→ **TO BE DONE**
Out of the lines below, please list those that hold the string "styles".

→ **DATA SHOWN**
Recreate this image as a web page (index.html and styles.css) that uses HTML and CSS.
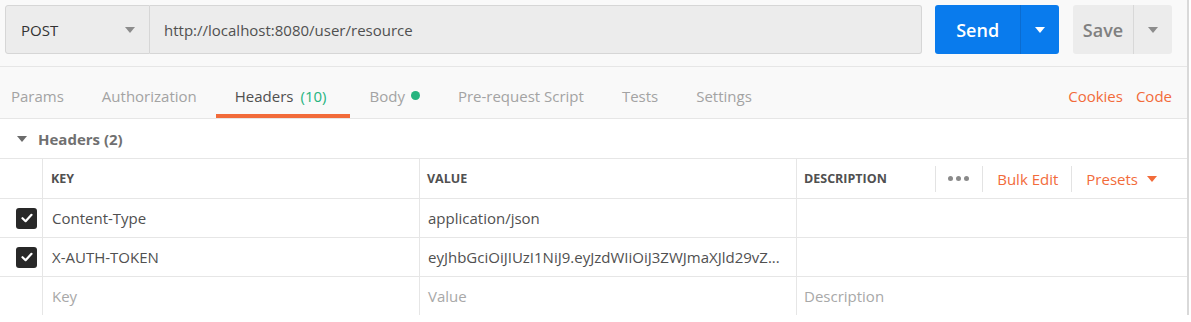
FILE: index.html
```html
<!DOCTYPE html>
<html lang="en">
<head>
  <meta charset="UTF-8" />
  <title>Request Headers</title>
  <link rel="stylesheet" href="styles.css">
</head>
<body>
  <div class="panel">
    <!-- URL bar -->
    <div class="request-bar">
      <div class="method">
        <span>POST</span>
        <span class="caret caret-gray"></span>
      </div>
      <div class="url">http://localhost:8080/user/resource</div>
      <div class="btn btn-send">
        <span class="btn-label">Send</span>
        <span class="btn-drop"><span class="caret caret-white"></span></span>
      </div>
      <div class="btn btn-save">
        <span class="btn-label">Save</span>
        <span class="btn-drop"><span class="caret caret-gray"></span></span>
      </div>
    </div>

    <!-- Tabs -->
    <div class="tabs">
      <div class="tab first">Params</div>
      <div class="tab">Authorization</div>
      <div class="tab active">Headers<span class="count">(10)</span></div>
      <div class="tab">Body<span class="dot"></span></div>
      <div class="tab">Pre-request Script</div>
      <div class="tab">Tests</div>
      <div class="tab">Settings</div>
      <div class="tab-links">
        <a>Cookies</a>
        <a>Code</a>
      </div>
    </div>

    <!-- Headers section -->
    <div class="section-title">
      <span class="caret caret-dark"></span>
      <span>Headers (2)</span>
    </div>

    <div class="table">
      <div class="row head">
        <div class="cell check"></div>
        <div class="cell key">Key</div>
        <div class="cell value">Value</div>
        <div class="cell desc">
          <span>Description</span>
          <div class="tools">
            <span class="tool dots"><i></i><i></i><i></i></span>
            <span class="tool link">Bulk Edit</span>
            <span class="tool link">Presets <span class="caret caret-orange"></span></span>
          </div>
        </div>
      </div>
      <div class="row">
        <div class="cell check"><span class="box"><svg width="12" height="10" viewBox="0 0 12 10"><path d="M1.5 5.2 L4.6 8.2 L10.5 1.8" fill="none" stroke="#fff" stroke-width="2.2" stroke-linecap="round" stroke-linejoin="round"/></svg></span></div>
        <div class="cell key">Content-Type</div>
        <div class="cell value">application/json</div>
        <div class="cell desc"></div>
      </div>
      <div class="row">
        <div class="cell check"><span class="box"><svg width="12" height="10" viewBox="0 0 12 10"><path d="M1.5 5.2 L4.6 8.2 L10.5 1.8" fill="none" stroke="#fff" stroke-width="2.2" stroke-linecap="round" stroke-linejoin="round"/></svg></span></div>
        <div class="cell key">X-AUTH-TOKEN</div>
        <div class="cell value">eyJhbGciOiJIUzI1NiJ9.eyJzdWIiOiJ3ZWJmaXJld29vZ...</div>
        <div class="cell desc"></div>
      </div>
      <div class="row">
        <div class="cell check"></div>
        <div class="cell key placeholder">Key</div>
        <div class="cell value placeholder">Value</div>
        <div class="cell desc placeholder">Description</div>
      </div>
    </div>
  </div>
</body>
</html>
```

FILE: styles.css
```css
* {
  box-sizing: border-box;
}
body {
  margin: 0;
  font-family: 'Open Sans', sans-serif;
  font-size: 15px;
  color: #505050;
  background: #fff;
}
.panel {
  width: 1189px;
  border-right: 2px solid #d9d9d9;
  height: 315px;
}

/* URL bar */
.request-bar {
  display: flex;
  height: 67px;
  padding: 5px 15px 0 5px;
  background: #f9f9f9;
  border-bottom: 1px solid #e6e6e6;
}
.method,
.url {
  height: 49px;
  display: flex;
  align-items: center;
  background: #ececec;
  border: 1px solid #d6d6d6;
  color: #505050;
}
.method {
  width: 145px;
  padding: 0 14px 0 15px;
  justify-content: space-between;
  border-radius: 3px 0 0 3px;
  color: #333;
}
.url {
  flex: 1;
  border-left: none;
  padding-left: 14px;
  border-radius: 0 3px 3px 0;
  margin-right: 13px;
}
.btn {
  height: 49px;
  display: flex;
  border-radius: 3px;
  font-size: 18px;
  font-weight: 600;
}
.btn-label {
  display: flex;
  align-items: center;
  justify-content: center;
}
.btn-drop {
  display: flex;
  align-items: center;
  justify-content: center;
  width: 38px;
}
.btn-send {
  width: 124px;
  background: #097bed;
  color: #fff;
  margin-right: 14px;
}
.btn-send .btn-label {
  width: 87px;
  border-right: 1px solid #0b6cd0;
}
.btn-save {
  width: 99px;
  background: #ececec;
  color: #808080;
}
.btn-save .btn-label {
  width: 61px;
  border-right: 1px solid #d8d8d8;
}

/* carets */
.caret {
  display: inline-block;
  width: 0;
  height: 0;
  border-left: 5px solid transparent;
  border-right: 5px solid transparent;
  border-top: 6px solid #888;
}
.caret-gray {
  border-top-color: #8c8c8c;
}
.caret-white {
  border-top-color: #fff;
}
.caret-dark {
  border-top-color: #6b6b6b;
}
.caret-orange {
  border-top-color: #f26b3a;
  margin-left: 9px;
  vertical-align: 2px;
}

/* tabs */
.tabs {
  display: flex;
  height: 52px;
  background: #f9f9f9;
  border-bottom: 1px solid #e6e6e6;
  padding-right: 15px;
}
.tab {
  display: flex;
  align-items: center;
  padding: 10px 19px 0;
  color: #a3a3a3;
  border-bottom: 4px solid transparent;
  white-space: pre;
}
.tab.first {
  padding-left: 11px;
}
.tab.active {
  color: #505050;
  border-bottom-color: #f26b3a;
}
.count {
  color: #26b47f;
  margin: 0 5px 0 7px;
}
.dot {
  display: inline-block;
  width: 9px;
  height: 9px;
  border-radius: 50%;
  background: #26b47f;
  margin-left: 6px;
}
.tab-links {
  margin-left: auto;
  display: flex;
  align-items: center;
  gap: 13px;
  padding-top: 6px;
}
.tab-links a {
  color: #f26b3a;
}

/* section */
.section-title {
  display: flex;
  align-items: center;
  height: 40px;
  padding-left: 17px;
  gap: 11px;
  font-weight: 700;
  color: #707070;
  border-bottom: 1px solid #e6e6e6;
}

/* table */
.row {
  display: flex;
  height: 39px;
  border-bottom: 1px solid #e6e6e6;
}
.row.head {
  height: 40px;
}
.cell {
  display: flex;
  align-items: center;
  border-left: 1px solid #e6e6e6;
  padding-left: 9px;
  white-space: nowrap;
}
.cell.check {
  width: 42px;
  border-left: none;
  padding-left: 16px;
}
.cell.key {
  width: 377px;
}
.cell.value {
  width: 377px;
  padding-left: 8px;
}
.cell.desc {
  flex: 1;
  padding-left: 7px;
}
.head .cell {
  font-size: 12.5px;
  font-weight: 700;
  text-transform: uppercase;
  color: #505050;
}
.head .cell.key {
  padding-left: 8px;
}
.head .cell.value {
  padding-left: 7px;
}
.tools {
  margin-left: auto;
  display: flex;
  align-items: center;
  height: 26px;
  padding-right: 17px;
}
.tool {
  display: flex;
  align-items: center;
  height: 26px;
  border-left: 1px solid #e3e3e3;
  padding: 0 13px 0 14px;
  font-size: 15px;
  font-weight: 400;
  text-transform: none;
}
.tool.dots {
  gap: 3px;
  padding: 0 13px 0 12px;
}
.tool.dots i {
  width: 5px;
  height: 5px;
  border-radius: 50%;
  background: #8a8a8a;
}
.tool.link {
  color: #f26b3a;
}
.box {
  display: flex;
  align-items: center;
  justify-content: center;
  width: 21px;
  height: 21px;
  border-radius: 3px;
  background: #282828;
}
.placeholder {
  color: #a8a8a8;
}
```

→ **EXPECTED ANSWER**
Recreate this image as a web page (index.html and styles.css) that uses HTML and CSS.
  <link rel="stylesheet" href="styles.css">
FILE: styles.css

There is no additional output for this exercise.